Ces derniers jours, Thomas Riek Makuei et ses compagnons d’infortune ont pu sortir de la zone marécageuse pour rejoindre Leer où un convoi humanitaire a pu se frayer un chemin, pour la première fois depuis cinq mois. Les ONG ont dû quitter la ville cet été face à la violence des combats. "Notre quartier général, nos dépôts et nos véhicules ont été endommagés. C’est compliqué de mener des opérations", explique au micro de France 24 Daniel Littlejohn-Carillon, membre du Comité international de la Croix-Rouge. Réussir à y faire parvenir des convois d’aide humanitaire tient presque du miracle.

L’ONG a choisi de distribuer des rations plus petites que d’habitude pour ne pas attirer la convoitise des combattants sur les habitants, déjà traumatisés par les exactions dont se rendent coupables les deux camps – massacres, enlèvements, viols, mutilations…

La région de Leer offre depuis deux ans un paysage de désolation. Les champs ont été détruits, certains villages rasés, les récoltes détruites, les marchés pillés et les élevages décimés… Certains accusent l’armée de pratiquer la politique de la terre brûlée sur la terre d’origine du chef de la rébellion Riek Machar.

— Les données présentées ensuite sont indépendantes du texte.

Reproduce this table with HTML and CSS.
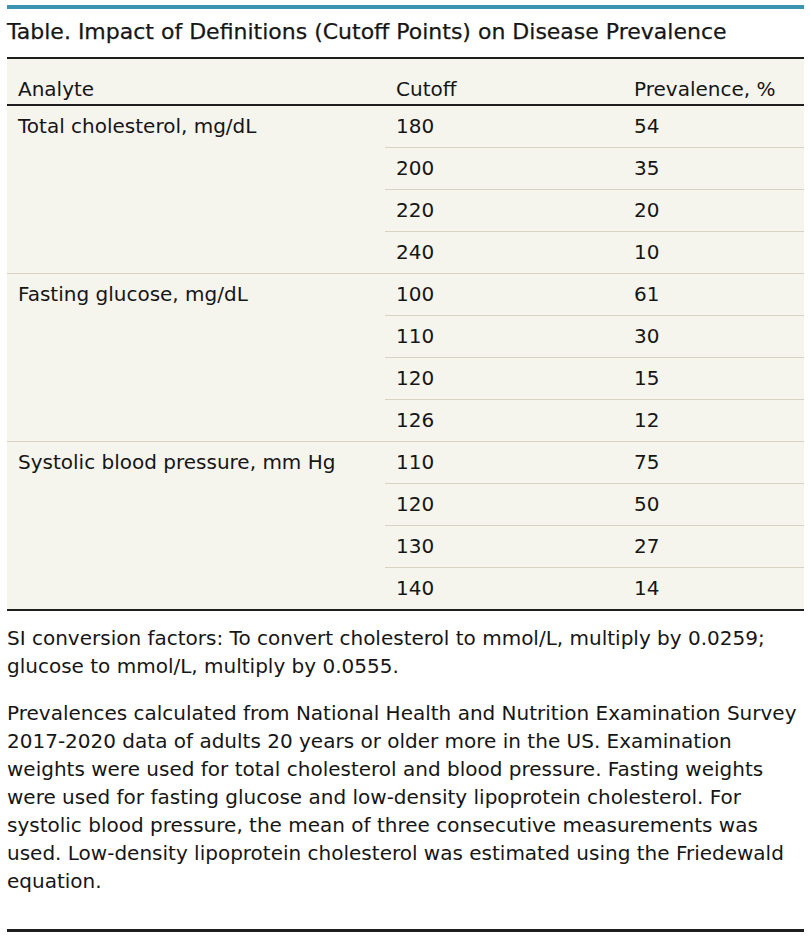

La famine et la maladie menacent

La famine a été évitée de peu dans le pays en 2014, mais les organisations humanitaires ont de nouveau tiré la sonnette d’alarme cette année. Les seuils techniques marquant l’état de famine ne sont pas encore franchis, même si le Nord et l’Est, principaux champs de bataille, en sont aujourd’hui très proches. La faim, entièrement imputable au conflit et non à des phénomènes climatiques, est néanmoins quotidienne, d’autant que depuis deux ans, 2,2 millions de personnes ont été chassées de chez elles.

Les deux-tiers des 12 millions d’habitants du Soudan du Sud, le plus jeune pays du monde, ont besoin d’aide, qu’elle soit alimentaire, sécuritaire ou médicale – le spectre d’une épidémie de choléra plane de nouveau. Les services de santé, déjà extrêmement rudimentaires avant la guerre civile, sont désormais en ruines. Les installations de plusieurs organisations humanitaires, dont Médecins sans Frontières, ont été attaquées et pillées dans certaines zones.

Depuis deux ans, le Soudan du Sud, né en 2011 sur les décombres de décennies de guerre d’indépendance contre Khartoum, a replongé dans un conflit civil aux racines politico-ethniques. Les combats ont éclaté dans la capitale, Juba, le 15 décembre 2013 entre des unités rivales de l’armée sud-soudanaise, alimentée par des dissensions entre le président Salva Kiir (de l’ethnie Dinka) et son ancien vice-président Riek Machar (ethnie Nuer). Le conflit s’est rapidement propagé à l’ensemble du pays. Malgré des accords de paix signés le 26 août 2015, les combats n’ont jamais vraiment cessé.